Atmasphere: No doubt! But it extends to anything that can draw significant power- and bigger transistor amps can! Imagine the peaks just... not... making it.

This taught us a lesson... when we set up an amplifier for test, we test the AC line voltage from the IEC connector. The meter on the variac (a bit of test instrumentation) cannot be trusted. 

A 2 volt drop in a power cord of typical length seems like a lot, of course.  But if the amp draws say 5 amperes a resistance of 0.4 ohms, including the resistance of the connectors and the contacts as well as the combined resistance of the hot and neutral conductors, would do it.  I'd imagine that could happen in some situations.

Regards,
-- Al  

I am enjoying the debate among experts, but am still not understanding how an autoformer works. The last question from the OP was a good one.  I Think including ss adds to the confusion and would prefer explanations stick to tube amplifiers where they are more practical.

How does an autoformer work? Does the speaker cable mate with the windings? How is the signal changed at this point?

@recluse---look at the 8-29 and 8-31 postings by ramtubes (Roger Modjeski of Music Reference) above.

I would like to know how to measure that. 30% is hard to imagine. I test amplifiers all the time with ordinary power cords and have never seen this. This reminds me too much of Bruce Brission's white paper which was a total embarassment to his distributor who promptly dropped his line.

Set up the amp on a variac with an appropriate speaker load and sine wave input. Measure the voltage drop across the power cord with the amp at full power. A 3 1/2 digit DVM is sufficient for this.  Then boost the variac voltage to compensate for the voltage loss. You may have to do this several times because as you increase the output power of the amp, the load on the variac increases too.

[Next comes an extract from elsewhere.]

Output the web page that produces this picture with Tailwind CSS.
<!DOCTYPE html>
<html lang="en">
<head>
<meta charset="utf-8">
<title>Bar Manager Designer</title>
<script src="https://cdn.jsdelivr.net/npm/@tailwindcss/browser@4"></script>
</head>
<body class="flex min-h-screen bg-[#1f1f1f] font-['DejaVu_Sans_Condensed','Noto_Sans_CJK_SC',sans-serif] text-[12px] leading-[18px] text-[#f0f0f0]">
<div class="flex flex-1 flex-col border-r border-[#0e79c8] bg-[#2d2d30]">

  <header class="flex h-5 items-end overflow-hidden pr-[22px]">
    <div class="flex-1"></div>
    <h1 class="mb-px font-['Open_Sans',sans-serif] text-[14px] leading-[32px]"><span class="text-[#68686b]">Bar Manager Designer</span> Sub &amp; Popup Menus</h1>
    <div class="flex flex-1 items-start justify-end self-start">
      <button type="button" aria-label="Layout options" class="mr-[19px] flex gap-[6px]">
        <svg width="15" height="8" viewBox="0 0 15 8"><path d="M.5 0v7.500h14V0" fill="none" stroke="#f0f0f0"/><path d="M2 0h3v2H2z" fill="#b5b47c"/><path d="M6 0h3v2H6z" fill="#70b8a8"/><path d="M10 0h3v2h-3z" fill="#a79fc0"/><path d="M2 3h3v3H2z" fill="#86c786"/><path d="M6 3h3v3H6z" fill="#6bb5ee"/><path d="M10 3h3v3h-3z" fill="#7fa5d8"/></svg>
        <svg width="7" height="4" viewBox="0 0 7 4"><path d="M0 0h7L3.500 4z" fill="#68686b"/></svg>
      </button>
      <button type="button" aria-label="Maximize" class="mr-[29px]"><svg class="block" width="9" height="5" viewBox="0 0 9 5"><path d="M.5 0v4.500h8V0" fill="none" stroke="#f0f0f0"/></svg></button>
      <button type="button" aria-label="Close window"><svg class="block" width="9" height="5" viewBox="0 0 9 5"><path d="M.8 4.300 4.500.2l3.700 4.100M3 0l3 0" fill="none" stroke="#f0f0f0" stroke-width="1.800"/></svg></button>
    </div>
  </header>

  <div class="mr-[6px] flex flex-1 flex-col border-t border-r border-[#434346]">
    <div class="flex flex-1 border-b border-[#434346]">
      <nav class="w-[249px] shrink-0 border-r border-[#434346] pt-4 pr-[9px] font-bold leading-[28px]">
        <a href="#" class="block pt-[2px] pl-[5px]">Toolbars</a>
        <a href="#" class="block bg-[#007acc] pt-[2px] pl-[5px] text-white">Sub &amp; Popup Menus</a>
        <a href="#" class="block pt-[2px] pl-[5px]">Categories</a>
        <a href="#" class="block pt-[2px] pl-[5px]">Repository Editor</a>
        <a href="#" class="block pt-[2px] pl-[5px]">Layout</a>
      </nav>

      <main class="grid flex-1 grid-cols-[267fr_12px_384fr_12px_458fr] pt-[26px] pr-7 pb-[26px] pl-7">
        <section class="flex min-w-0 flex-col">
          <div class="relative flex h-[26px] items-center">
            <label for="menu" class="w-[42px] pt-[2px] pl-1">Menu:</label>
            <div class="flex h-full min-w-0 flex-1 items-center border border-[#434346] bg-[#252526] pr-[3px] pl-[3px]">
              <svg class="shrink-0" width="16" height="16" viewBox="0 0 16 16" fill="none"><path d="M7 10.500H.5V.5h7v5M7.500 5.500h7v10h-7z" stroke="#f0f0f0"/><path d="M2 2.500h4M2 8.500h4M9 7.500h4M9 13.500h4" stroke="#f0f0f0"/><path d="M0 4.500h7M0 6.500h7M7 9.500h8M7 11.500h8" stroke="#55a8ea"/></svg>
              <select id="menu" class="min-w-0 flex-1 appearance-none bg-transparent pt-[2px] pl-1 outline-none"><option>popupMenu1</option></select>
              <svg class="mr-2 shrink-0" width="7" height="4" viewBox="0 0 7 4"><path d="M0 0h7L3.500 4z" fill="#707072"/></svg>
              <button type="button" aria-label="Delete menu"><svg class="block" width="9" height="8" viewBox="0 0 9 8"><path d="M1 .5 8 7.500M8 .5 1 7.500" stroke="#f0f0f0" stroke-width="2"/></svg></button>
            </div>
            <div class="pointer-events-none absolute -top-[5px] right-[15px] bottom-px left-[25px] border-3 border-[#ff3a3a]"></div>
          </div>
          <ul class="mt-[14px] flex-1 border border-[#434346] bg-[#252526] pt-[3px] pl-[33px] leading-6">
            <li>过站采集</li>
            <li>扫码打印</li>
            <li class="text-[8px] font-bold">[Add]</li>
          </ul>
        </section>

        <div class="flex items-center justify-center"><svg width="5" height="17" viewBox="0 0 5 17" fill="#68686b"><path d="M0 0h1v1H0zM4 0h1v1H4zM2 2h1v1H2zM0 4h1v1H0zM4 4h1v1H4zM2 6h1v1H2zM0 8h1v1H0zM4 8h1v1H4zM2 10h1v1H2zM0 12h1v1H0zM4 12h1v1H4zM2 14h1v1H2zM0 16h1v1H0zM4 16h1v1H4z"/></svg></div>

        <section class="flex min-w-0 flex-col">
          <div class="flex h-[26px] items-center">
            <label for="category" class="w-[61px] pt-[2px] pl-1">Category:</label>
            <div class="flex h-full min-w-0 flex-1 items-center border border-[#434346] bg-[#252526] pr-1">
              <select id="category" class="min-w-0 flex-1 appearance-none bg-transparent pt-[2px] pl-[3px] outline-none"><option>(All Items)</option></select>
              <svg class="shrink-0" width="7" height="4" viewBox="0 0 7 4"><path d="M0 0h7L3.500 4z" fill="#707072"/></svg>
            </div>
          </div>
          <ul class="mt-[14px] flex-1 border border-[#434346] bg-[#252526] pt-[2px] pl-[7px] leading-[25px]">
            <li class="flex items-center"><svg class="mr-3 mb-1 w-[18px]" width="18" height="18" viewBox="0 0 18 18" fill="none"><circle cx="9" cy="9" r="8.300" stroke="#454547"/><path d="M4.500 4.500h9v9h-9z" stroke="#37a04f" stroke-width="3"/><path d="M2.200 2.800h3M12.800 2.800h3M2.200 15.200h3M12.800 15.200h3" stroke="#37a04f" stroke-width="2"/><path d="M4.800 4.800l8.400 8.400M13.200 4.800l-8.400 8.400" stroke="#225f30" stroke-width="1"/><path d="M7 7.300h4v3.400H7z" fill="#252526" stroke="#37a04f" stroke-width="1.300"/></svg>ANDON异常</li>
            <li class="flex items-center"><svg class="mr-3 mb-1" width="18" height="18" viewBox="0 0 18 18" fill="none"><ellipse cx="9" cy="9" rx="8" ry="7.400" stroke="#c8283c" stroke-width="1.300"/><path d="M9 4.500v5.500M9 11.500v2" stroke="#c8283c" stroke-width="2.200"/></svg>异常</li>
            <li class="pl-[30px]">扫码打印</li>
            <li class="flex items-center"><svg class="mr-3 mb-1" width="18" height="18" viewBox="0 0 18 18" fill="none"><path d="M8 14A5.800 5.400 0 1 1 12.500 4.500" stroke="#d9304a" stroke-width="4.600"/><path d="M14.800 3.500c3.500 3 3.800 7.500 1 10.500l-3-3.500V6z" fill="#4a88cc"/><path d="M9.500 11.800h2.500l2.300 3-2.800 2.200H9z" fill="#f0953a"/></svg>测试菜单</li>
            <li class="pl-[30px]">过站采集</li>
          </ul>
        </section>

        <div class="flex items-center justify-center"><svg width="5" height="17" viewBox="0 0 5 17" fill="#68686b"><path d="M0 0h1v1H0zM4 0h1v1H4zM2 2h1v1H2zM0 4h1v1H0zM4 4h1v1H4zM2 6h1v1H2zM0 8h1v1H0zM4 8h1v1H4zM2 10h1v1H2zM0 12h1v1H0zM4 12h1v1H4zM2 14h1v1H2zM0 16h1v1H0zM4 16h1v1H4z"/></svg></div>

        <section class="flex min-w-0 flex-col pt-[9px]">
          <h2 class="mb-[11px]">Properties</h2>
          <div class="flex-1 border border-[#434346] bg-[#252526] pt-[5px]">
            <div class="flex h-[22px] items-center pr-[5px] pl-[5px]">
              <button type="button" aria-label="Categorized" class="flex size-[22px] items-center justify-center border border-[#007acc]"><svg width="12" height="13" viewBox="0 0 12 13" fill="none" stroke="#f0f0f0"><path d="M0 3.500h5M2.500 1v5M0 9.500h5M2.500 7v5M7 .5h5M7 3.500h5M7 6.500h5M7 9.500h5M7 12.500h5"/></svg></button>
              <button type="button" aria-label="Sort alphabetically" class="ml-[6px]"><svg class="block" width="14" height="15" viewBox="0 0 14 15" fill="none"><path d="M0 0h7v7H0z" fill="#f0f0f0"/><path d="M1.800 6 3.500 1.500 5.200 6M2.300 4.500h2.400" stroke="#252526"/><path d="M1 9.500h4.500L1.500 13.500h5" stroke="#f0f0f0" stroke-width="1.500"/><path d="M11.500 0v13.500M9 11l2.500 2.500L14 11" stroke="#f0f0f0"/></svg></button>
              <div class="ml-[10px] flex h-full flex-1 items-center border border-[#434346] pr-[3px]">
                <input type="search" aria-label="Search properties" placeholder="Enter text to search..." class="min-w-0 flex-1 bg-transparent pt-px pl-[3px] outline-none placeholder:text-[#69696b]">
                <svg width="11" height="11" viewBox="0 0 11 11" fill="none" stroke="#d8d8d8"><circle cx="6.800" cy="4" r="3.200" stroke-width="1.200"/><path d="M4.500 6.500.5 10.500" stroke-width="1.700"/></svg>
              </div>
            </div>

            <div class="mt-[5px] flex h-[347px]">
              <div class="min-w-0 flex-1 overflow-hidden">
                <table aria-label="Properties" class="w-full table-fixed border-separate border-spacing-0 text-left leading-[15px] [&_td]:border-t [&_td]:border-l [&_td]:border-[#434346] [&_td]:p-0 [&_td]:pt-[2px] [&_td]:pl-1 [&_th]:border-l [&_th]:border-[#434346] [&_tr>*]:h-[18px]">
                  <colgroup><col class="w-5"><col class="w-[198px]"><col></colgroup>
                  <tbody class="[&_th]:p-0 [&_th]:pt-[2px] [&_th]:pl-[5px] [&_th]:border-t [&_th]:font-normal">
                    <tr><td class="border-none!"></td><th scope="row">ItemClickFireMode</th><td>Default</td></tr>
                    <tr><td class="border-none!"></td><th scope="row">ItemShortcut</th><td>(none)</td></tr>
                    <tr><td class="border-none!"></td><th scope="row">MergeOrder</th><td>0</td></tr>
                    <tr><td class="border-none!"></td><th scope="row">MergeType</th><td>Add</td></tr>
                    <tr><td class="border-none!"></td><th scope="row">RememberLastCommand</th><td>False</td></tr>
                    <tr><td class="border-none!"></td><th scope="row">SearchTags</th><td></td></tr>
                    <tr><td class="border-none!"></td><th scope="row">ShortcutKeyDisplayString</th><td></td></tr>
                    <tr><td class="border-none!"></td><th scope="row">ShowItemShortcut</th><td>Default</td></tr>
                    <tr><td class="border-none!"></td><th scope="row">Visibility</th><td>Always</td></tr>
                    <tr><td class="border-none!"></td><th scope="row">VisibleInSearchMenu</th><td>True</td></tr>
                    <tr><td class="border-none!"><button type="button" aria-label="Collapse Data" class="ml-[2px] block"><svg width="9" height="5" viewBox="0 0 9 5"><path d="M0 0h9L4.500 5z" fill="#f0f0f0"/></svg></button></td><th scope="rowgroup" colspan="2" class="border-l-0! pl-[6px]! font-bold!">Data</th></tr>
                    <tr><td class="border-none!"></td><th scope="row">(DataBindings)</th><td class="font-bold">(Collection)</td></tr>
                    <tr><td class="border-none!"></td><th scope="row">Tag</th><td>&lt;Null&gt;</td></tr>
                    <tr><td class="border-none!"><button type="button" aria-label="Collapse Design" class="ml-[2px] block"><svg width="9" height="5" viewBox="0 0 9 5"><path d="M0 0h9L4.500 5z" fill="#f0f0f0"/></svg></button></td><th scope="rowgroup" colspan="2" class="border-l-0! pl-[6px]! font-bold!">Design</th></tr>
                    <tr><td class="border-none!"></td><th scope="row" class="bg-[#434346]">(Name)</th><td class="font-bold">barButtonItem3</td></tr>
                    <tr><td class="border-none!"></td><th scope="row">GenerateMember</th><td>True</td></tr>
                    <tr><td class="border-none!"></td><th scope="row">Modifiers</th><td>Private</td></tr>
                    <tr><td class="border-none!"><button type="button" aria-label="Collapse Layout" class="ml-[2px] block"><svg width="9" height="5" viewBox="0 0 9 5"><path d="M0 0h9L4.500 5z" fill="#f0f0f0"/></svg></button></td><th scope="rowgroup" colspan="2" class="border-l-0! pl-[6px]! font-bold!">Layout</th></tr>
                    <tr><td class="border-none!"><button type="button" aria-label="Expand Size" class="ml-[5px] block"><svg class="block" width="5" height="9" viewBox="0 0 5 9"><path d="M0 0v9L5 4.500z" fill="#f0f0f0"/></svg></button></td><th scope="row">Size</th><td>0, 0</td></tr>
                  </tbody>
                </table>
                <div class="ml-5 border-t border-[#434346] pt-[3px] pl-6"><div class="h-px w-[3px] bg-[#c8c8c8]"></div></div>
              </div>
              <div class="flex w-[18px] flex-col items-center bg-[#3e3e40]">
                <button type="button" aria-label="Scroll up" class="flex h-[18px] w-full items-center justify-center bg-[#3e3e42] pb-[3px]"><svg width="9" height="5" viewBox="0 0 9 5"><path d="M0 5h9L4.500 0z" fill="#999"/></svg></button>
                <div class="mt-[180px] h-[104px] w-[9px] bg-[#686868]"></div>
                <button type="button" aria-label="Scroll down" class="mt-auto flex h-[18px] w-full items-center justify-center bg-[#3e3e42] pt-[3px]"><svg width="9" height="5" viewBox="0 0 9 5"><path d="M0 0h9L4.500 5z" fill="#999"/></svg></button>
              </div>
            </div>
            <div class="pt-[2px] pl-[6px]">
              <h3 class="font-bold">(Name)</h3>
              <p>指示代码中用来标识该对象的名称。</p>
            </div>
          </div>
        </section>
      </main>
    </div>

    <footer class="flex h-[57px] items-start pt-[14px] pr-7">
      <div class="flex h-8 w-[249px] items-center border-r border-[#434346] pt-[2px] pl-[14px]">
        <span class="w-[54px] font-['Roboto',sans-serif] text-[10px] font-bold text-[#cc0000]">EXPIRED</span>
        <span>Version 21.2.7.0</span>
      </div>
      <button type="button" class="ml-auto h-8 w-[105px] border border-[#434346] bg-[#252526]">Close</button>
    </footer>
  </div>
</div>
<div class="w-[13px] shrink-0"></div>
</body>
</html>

This came to our attention with our MA-1 amplifier back about 1998 or so. Bascomb King had measured the amp as only 100 watts where we get 140. I was wondering where the measurement error was and found it easily enough. We spec the amp at 120 volts (which is what Bascomb claimed he had) since these days that's more common than 117V. We normally set the incoming voltage by measuring it at the IEC connection, since there is typically a voltage sag in our variac. We have IEC connections on all of our products since we know that audiophiles will want to use or audition different power cords from what we supply; the idea that power cords make an audible difference is nothing new- its been around for decades (this is also why our MA-2 employs *two* power cords per chassis, to reduce the effect of the power cord). So the power cord isn't regarded as part of the amplifier in our test. Bascomb King didn't do it that way- thus the difference. By our measurements he was seeing about 117 volts at the AC input of the amp.

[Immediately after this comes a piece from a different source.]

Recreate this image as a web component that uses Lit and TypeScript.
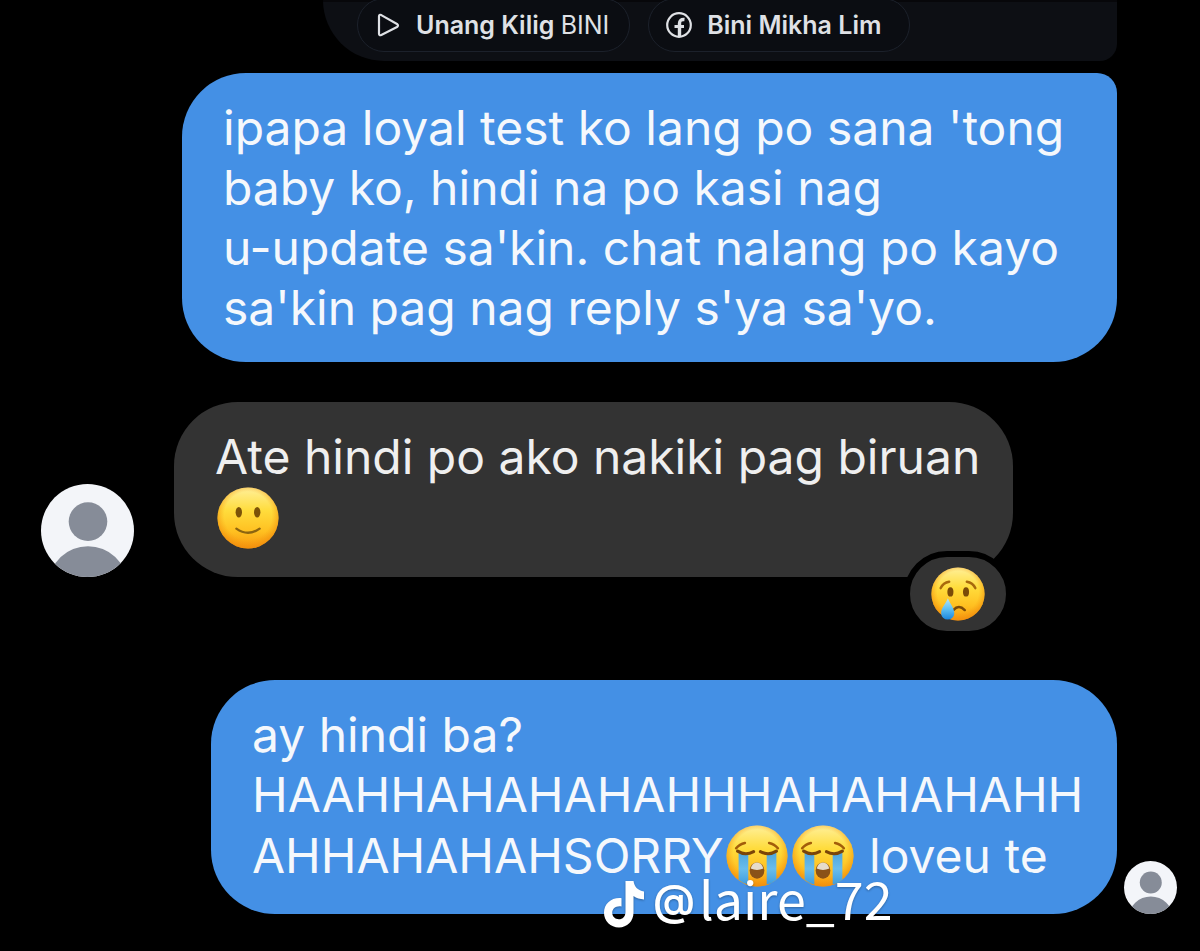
import { LitElement, html, svg, css } from "lit";
import { customElement, property } from "lit/decorators.js";

type Mood = "smile" | "cry" | "sob";

@customElement("face-emoji")
class FaceEmoji extends LitElement {
  @property() mood: Mood = "smile";

  static styles = css`
    :host {
      display: inline-block;
      width: 62px;
      height: 62px;
      margin: 0 2px;
      vertical-align: -14px;
      line-height: 0;
    }
    :host([small]) {
      width: 54px;
      height: 54px;
      margin: 0;
      vertical-align: top;
    }
    svg {
      width: 100%;
      height: 100%;
    }
  `;

  private features() {
    if (this.mood === "smile") {
      return svg`
        <ellipse cx="22.500" cy="26" rx="3.300" ry="5.400" fill="#7b5208"/>
        <ellipse cx="41.500" cy="26" rx="3.300" ry="5.400" fill="#7b5208"/>
        <path d="M20 43Q32 51.500 44 43" fill="none" stroke="#8c6410" stroke-width="2.400" stroke-linecap="round"/>`;
    }
    if (this.mood === "cry") {
      return svg`
        <path d="M11.500 25Q14.500 18.500 21.500 17.500M42.500 17.500Q49.500 18.500 52.500 25" fill="none" stroke="#a8690c" stroke-width="3" stroke-linecap="round"/>
        <ellipse cx="23" cy="29.500" rx="3.600" ry="5.600" fill="#7b4a08"/>
        <ellipse cx="41.500" cy="29.500" rx="3.600" ry="5.600" fill="#7b4a08"/>
        <path d="M26.500 51Q33 44 40 51" fill="none" stroke="#7b4a08" stroke-width="3" stroke-linecap="round"/>
        <path d="M20 37C17 44 12 49 12 54.500a7.800 7.800 0 0 0 15.600 0C27.500 49 23 44 20 37Z" fill="url(#drop)"/>`;
    }
    return svg`
      <path d="M10.500 24Q14 19.500 19.500 18.500M44.500 18.500Q50 19.500 53.500 24" fill="none" stroke="#a35d0a" stroke-width="2.600" stroke-linecap="round"/>
      <path d="M13 29h10v32.500q-6-1.500-10-5Z" fill="url(#tears)"/>
      <path d="M42 29h10v27.500q-4 3.500-10 5Z" fill="url(#tears)"/>
      <path d="M12 27Q20 32 28.500 27.500M35.500 27.500Q44 32 52 27" fill="none" stroke="#7b4508" stroke-width="3.200" stroke-linecap="round"/>
      <ellipse cx="32" cy="47" rx="7.600" ry="8.400" fill="#8a5218"/>
      <path d="M25.500 45Q27 38.600 32 38.600Q37 38.600 38.500 45Q32 48 25.500 45Z" fill="#e6dccb"/>`;
  }

  render() {
    return html`<svg viewBox="0 0 64 64" role="img" aria-label=${this.mood}>
      <defs>
        <linearGradient id="skin" x1="0" y1="0" x2="0" y2="1">
          <stop offset="0" stop-color="#fff09a"/>
          <stop offset=".38" stop-color="#ffdc3c"/>
          <stop offset=".72" stop-color="#ffc021"/>
          <stop offset="1" stop-color="#f8970e"/>
        </linearGradient>
        <radialGradient id="edge" cx=".5" cy=".46" r=".54">
          <stop offset=".72" stop-color="#f59a12" stop-opacity="0"/>
          <stop offset="1" stop-color="#f08c0c" stop-opacity=".75"/>
        </radialGradient>
        <linearGradient id="drop" x1="0" y1="0" x2="0" y2="1">
          <stop offset="0" stop-color="#b5e6fa"/>
          <stop offset=".5" stop-color="#5fc0f2"/>
          <stop offset="1" stop-color="#1a86dd"/>
        </linearGradient>
        <linearGradient id="tears" x1="0" y1="0" x2="0" y2="1">
          <stop offset="0" stop-color="#4fa5dc"/>
          <stop offset=".5" stop-color="#69bdec"/>
          <stop offset="1" stop-color="#3d9ce0"/>
        </linearGradient>
      </defs>
      <circle cx="32" cy="32" r="31.500" fill="url(#skin)"/>
      <circle cx="32" cy="32" r="31.500" fill="url(#edge)"/>
      ${this.features()}
    </svg>`;
  }
}

@customElement("user-avatar")
class UserAvatar extends LitElement {
  static styles = css`
    :host {
      display: block;
      flex: none;
      border-radius: 50%;
      overflow: hidden;
      background: #f3f5f9;
    }
    svg {
      display: block;
      width: 100%;
      height: 100%;
    }
  `;
  render() {
    return html`<svg viewBox="0 0 94 94" role="img" aria-label="Avatar">
      <circle cx="47.500" cy="38" r="19.500" fill="#868c98"/>
      <ellipse cx="47.500" cy="100" rx="39" ry="37" fill="#868c98"/>
    </svg>`;
  }
}

@customElement("app-root")
class AppRoot extends LitElement {
  static styles = css`
    :host {
      display: block;
      position: relative;
      min-height: 100vh;
      background: #000;
      color: #f5f8fc;
      font-family: Inter, "Liberation Sans", sans-serif;
      overflow: hidden;
    }
    .chat {
      display: flex;
      flex-direction: column;
      padding: 0 83px 0 41px;
    }
    .card {
      align-self: flex-end;
      box-sizing: border-box;
      display: flex;
      gap: 18px;
      width: 794px;
      max-width: 100%;
      height: 61px;
      padding: 0 34px;
      border-top: 2px solid #07070a;
      background: #0d0f14;
      border-radius: 0 0 18px 64px;
    }
    .chip {
      box-sizing: border-box;
      display: flex;
      align-items: center;
      gap: 14px;
      height: 54px;
      min-width: 262px;
      margin-top: -4px;
      padding: 0 20px 0 16px;
      border: 1px solid #1c212b;
      border-radius: 27px;
      background: #0b0d12;
      color: #dfe1e5;
      font: 600 25px/30px Inter, "Liberation Sans", sans-serif;
      white-space: nowrap;
      text-decoration: none;
    }
    .chip svg {
      flex: none;
      width: 28px;
      height: 28px;
    }
    .light {
      font-weight: 400;
    }
    .row {
      display: flex;
      align-items: flex-end;
    }
    .mine {
      justify-content: flex-end;
    }
    .first {
      margin-top: 12px;
    }
    .second {
      gap: 40px;
      margin-top: 40px;
    }
    .third {
      margin: 103px -60px 0 0;
      gap: 7px;
    }
    .bubble {
      position: relative;
      box-sizing: border-box;
      max-width: 100%;
      margin: 0;
      padding: 25px 32px 24px 41px;
      border-radius: 64px;
      font-size: 48px;
      line-height: 60px;
    }
    .blue {
      background: #4490e5;
    }
    .gray {
      padding-bottom: 28px;
      background: #333;
      color: #efefef;
    }
    .first .bubble {
      width: 935px;
      border-radius: 64px 20px 64px 64px;
    }
    .second .bubble {
      width: 839px;
    }
    .third .bubble {
      width: 906px;
      padding-bottom: 27px;
    }
    .big {
      width: 93px;
      height: 93px;
    }
    .tiny {
      width: 53px;
      height: 53px;
    }
    .reaction {
      position: absolute;
      right: 1px;
      bottom: -60px;
      display: flex;
      align-items: center;
      justify-content: center;
      width: 108px;
      height: 86px;
      padding: 0;
      border: 6px solid #000;
      border-radius: 43px;
      background: #333;
      box-sizing: border-box;
    }
    .watermark {
      position: absolute;
      left: 604px;
      top: 868px;
      display: flex;
      align-items: center;
      gap: 8px;
      color: #fff;
      font: 400 52px/72px "Noto Sans CJK SC", sans-serif;
      filter: drop-shadow(0 1px 1px rgba(0, 0, 0, 0.3));
    }
    .watermark svg {
      width: 41px;
      height: 47px;
    }
    .name {
      line-height: 60px;
      height: 72px;
    }
    .at {
      margin-right: 4px;
      font: 600 42px/60px Inter, sans-serif;
      font-feature-settings: "case";
    }
  `;

  render() {
    return html`
      <main class="chat">
        <nav class="card">
          <a class="chip" href="#kilig">
            <svg viewBox="0 0 28 28" fill="none" stroke="#dfe1e5" stroke-width="2.200" stroke-linejoin="round">
              <path d="M5 5.500v17q0 2.500 2.300 1.400L23 16q2-1.500 0-3L7.300 4.100Q5 3 5 5.500Z"/>
            </svg>
            <span>Unang Kilig <span class="light">BINI</span></span>
          </a>
          <a class="chip" href="#mikha">
            <svg viewBox="0 0 28 28" fill="none" stroke="#dfe1e5">
              <circle cx="14" cy="14" r="11.800" stroke-width="2.200"/>
              <path d="M14.500 25.500V12.500q0-4.500 5-4" stroke-width="3.400"/>
              <path d="M9.500 15.500h9.500" stroke-width="3"/>
            </svg>
            <span>Bini Mikha Lim</span>
          </a>
        </nav>

        <section class="row mine first">
          <p class="bubble blue">
            ipapa loyal test ko lang po sana 'tong<br />baby ko, hindi na po kasi nag<br />u-update sa'kin. chat nalang po kayo<br />sa'kin pag nag reply s'ya sa'yo.
          </p>
        </section>

        <section class="row second">
          <user-avatar class="big"></user-avatar>
          <div class="bubble gray">
            Ate hindi po ako nakiki pag biruan<br /><face-emoji mood="smile"></face-emoji>
            <button class="reaction" aria-label="Reaction">
              <face-emoji mood="cry" small></face-emoji>
            </button>
          </div>
        </section>

        <section class="row mine third">
          <p class="bubble blue">
            ay hindi ba?<br />HAAHHAHAHAHAHHHAHAHAHAHH<br />AHHAHAHAHSORRY<face-emoji mood="sob"></face-emoji
            ><face-emoji mood="sob"></face-emoji> loveu te
          </p>
          <user-avatar class="tiny"></user-avatar>
        </section>
      </main>

      <div class="watermark">
        <svg viewBox="0 0 41 47" fill="#fff" aria-hidden="true">
          <path d="M21.500 0h8c.8 5.800 4.600 9.800 10.500 10.400v8c-4 0-7.600-1.200-10.500-3.300v16.500C29.500 40.500 23 46.500 15 46.500 6.500 46.500 0 40 0 31.800c0-9 7.500-15.600 17.500-14.600v8.300c-5.300-1-9.300 2-9.300 6.300 0 3.600 2.900 6.500 6.600 6.500 4 0 6.700-2.800 6.700-7.300Z"/>
        </svg>
        <span class="name"><span class="at">@</span>laire_72</span>
      </div>
    `;
  }
}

So it follows that the heavier the load on the power cord, the more audible the differences between power cords will become. This ignores the higher frequency aspects of any power cord's current delivery of course, but cynics of the fact that power cords can make a difference are usually silenced by the simple revelation that they never bothered to measure the power cord's voltage drop! It is easier to measure the effects the cord has on the product with which it is being used.
For example on our MP-1 preamp, which has heavily regulated power supplies, even though we can measure differences between power cords, we can't measure any differences in the performance of the preamp, nor can we hear any differences. So we can also conclude that regulation in the circuit plays a role here as well.

Ralph, would I be correct in thinking that the low B+ voltages that must be used for the 6AS7G power tubes in your amps, compared to the much higher B+ that is supplied to the tube types used in most non-OTL amps, would tend to increase the degree to which output power capability is sensitive to AC supply voltage variations?

Thanks.  Best regards,
-- Al